According to Duwe, the site would have been U-shaped; 50 rooms enclosed three sides with a row of 250 piñon and juniper posts along the open side. These posts formed a palisade wall, which prompted archaeologists to name the site after this unusual feature. Based on tree-ring and pottery dating, the site was dated to a short occupation beginning in A.D. 1312.
What did the structures look like when new? How were they built? What were they used for? What kinds of stuff did the people have? Studying what they left behind helps answer these questions and helps us gain a better understanding of the identity of the people who lived here so long ago.
In addition to the site’s ancient historical context, a more recent development – the construction of Abiquiu Dam – played a leading role in the excavation work.
The site was originally excavated by Stewart Peckham, an archaeologist with the Museum of New Mexico. The dam’s construction began in 1956 and the Palisade Ruin was situated in an area meant to become a pit to provide fill for the dam. This would destroy the site in the process.
Peckham led a crew of four archaeologists for six weeks in April and May 1958. They managed to salvage their way through two-thirds of the site, excavating 27 rooms and a single kiva. They were mainly concerned with a rough overview of the site. What was the layout? What larger artifacts could they find? They weren’t as concerned with a more detailed excavation and thus didn’t screen for smaller artifacts.

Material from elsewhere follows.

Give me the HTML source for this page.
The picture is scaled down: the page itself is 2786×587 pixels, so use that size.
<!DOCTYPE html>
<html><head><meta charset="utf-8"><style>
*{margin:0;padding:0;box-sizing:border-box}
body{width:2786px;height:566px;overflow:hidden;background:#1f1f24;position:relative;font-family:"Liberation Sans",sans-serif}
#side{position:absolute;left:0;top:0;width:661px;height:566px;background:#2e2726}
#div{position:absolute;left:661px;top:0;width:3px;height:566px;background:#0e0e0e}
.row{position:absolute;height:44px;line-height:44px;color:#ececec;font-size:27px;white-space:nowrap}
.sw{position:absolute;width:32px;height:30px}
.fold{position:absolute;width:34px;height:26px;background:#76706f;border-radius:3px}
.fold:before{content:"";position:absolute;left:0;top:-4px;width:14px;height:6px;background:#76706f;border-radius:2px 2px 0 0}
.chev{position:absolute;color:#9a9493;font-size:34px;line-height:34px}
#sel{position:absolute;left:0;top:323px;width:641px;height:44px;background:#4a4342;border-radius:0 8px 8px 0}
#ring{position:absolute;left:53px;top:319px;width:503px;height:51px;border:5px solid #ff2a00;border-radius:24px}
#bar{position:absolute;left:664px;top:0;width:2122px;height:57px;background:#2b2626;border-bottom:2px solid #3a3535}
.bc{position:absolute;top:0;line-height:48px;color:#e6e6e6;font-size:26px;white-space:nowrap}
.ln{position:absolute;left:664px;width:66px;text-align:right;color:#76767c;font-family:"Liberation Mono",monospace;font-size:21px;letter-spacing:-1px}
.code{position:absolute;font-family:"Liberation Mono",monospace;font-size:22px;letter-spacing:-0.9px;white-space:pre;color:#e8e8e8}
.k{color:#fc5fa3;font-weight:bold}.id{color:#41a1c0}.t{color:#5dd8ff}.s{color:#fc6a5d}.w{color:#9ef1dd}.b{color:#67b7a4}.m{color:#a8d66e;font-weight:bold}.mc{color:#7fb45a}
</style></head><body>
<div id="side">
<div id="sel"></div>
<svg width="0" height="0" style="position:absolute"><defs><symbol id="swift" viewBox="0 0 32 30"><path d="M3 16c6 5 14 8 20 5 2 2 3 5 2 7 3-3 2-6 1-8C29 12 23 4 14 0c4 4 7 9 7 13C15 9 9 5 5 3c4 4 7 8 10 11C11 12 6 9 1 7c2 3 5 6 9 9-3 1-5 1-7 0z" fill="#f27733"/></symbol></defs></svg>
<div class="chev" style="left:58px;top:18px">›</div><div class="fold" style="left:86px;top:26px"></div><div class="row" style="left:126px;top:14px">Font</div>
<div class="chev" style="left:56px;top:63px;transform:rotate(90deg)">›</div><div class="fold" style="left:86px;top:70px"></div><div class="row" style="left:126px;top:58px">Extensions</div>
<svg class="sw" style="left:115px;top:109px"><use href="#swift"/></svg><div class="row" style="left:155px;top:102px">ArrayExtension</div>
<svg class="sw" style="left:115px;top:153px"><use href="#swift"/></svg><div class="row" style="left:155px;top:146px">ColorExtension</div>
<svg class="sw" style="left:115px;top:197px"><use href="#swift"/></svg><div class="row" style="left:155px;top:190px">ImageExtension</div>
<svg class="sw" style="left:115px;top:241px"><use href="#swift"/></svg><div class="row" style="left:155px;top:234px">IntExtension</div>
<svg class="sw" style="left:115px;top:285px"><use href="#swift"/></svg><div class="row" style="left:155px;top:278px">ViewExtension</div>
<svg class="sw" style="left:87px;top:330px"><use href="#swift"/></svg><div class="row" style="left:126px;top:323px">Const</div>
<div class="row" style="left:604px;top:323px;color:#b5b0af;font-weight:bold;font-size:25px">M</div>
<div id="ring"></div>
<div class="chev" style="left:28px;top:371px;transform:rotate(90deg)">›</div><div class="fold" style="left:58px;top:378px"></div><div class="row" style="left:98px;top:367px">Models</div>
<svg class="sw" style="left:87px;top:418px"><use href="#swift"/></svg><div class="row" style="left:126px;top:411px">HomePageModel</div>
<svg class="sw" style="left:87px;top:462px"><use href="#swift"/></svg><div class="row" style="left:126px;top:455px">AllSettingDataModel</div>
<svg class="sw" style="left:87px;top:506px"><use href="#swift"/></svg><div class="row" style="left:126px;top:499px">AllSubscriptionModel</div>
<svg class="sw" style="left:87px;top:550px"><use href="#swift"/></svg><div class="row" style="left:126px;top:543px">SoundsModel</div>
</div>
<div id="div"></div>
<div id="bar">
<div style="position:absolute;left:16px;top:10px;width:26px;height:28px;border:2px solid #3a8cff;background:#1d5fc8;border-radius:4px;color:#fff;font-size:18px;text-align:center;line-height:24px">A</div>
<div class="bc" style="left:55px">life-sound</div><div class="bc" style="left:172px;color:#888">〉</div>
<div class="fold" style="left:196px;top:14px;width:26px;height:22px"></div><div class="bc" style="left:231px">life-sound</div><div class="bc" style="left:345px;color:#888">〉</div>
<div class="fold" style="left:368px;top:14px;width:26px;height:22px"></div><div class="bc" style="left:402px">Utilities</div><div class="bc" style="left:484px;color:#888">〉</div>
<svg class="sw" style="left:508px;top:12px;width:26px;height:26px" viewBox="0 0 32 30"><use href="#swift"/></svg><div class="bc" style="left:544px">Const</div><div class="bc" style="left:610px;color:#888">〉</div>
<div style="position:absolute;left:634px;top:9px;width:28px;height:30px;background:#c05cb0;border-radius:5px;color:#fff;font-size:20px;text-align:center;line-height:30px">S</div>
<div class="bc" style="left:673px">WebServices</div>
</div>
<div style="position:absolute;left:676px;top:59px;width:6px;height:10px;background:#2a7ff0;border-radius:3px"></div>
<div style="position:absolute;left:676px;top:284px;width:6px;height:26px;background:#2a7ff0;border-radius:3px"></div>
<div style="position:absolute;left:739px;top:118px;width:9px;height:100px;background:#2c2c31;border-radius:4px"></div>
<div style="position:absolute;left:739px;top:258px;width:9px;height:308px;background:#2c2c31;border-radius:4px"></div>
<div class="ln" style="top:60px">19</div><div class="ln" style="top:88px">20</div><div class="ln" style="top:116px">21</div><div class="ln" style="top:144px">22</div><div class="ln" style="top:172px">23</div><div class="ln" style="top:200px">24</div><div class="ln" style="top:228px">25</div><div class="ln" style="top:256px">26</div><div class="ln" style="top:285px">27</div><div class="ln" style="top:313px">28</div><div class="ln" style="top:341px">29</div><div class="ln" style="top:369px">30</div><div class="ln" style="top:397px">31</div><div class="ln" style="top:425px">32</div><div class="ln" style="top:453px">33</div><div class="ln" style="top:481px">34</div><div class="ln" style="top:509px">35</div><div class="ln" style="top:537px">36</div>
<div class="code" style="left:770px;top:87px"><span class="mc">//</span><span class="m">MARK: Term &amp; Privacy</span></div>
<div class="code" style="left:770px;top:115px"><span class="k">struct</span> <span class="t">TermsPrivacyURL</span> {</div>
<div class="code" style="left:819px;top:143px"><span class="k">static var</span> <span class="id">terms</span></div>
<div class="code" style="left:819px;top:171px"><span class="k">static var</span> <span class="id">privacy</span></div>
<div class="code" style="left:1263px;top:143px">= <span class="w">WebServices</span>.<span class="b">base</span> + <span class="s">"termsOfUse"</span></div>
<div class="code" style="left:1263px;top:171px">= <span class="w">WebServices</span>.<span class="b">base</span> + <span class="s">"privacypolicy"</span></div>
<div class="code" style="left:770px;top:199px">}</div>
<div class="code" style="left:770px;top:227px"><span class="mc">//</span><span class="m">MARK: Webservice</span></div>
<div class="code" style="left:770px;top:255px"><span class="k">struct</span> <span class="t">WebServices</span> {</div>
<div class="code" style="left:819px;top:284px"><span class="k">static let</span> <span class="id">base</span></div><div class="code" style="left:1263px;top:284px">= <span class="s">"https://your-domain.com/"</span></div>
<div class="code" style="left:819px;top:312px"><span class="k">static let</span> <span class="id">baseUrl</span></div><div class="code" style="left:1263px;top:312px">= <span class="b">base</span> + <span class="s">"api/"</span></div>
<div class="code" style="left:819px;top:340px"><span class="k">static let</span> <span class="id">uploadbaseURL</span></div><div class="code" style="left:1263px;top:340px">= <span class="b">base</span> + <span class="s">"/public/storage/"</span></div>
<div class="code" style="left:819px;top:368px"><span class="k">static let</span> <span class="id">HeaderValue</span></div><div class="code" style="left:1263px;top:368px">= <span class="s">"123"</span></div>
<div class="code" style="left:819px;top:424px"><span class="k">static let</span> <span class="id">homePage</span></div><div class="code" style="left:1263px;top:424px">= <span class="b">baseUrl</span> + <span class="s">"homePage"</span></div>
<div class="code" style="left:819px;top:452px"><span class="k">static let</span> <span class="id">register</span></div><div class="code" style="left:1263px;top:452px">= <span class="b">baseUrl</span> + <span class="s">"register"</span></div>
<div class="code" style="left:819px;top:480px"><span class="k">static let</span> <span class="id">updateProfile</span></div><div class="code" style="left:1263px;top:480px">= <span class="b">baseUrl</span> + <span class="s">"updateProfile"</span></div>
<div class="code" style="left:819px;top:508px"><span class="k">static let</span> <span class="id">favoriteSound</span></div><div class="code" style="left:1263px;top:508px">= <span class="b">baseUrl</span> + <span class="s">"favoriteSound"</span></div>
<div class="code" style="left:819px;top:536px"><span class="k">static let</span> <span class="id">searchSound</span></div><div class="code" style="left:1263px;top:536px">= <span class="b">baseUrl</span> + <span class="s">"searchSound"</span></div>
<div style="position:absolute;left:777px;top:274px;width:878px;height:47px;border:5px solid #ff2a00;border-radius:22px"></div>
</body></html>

Because the site was going to be destroyed soon in the dam construction, they didn’t return the dirt they moved in uncovering the rooms, which is a common strategy to stabilize and help preserve a site.
When Duwe visited the site in June 2015, he noted the presence of “erosion and slumping of the soil in the exposed excavated rooms which will continue without mitigation.”

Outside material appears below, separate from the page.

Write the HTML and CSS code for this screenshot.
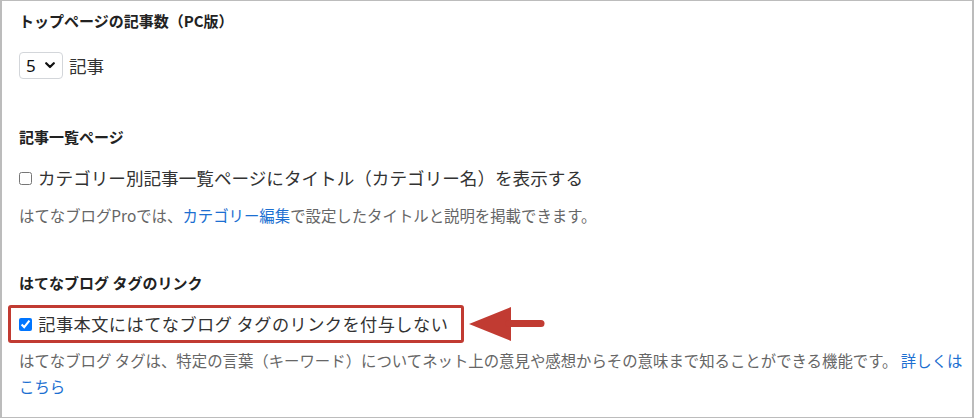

Fortunately, the site wasn’t needed after all to provide fill for the dam. The site has remained virtually untouched since Peckham’s excavation. One factor that’s helped it remain untouched is that it’s on land that has not been open to the general public.
Eventually District staff and the Abiquiu project would like to be able to use the information gathered this summer to interpret the site for the public. Balancing preservation with showcasing the site to the public so they can better understand and gain an appreciation of the area’s history is the challenge. However, at this point, it’s not one facing District staff this summer as artifact analysis and interpretation is ongoing through the summer of 2017, when they will be returned to the Corps.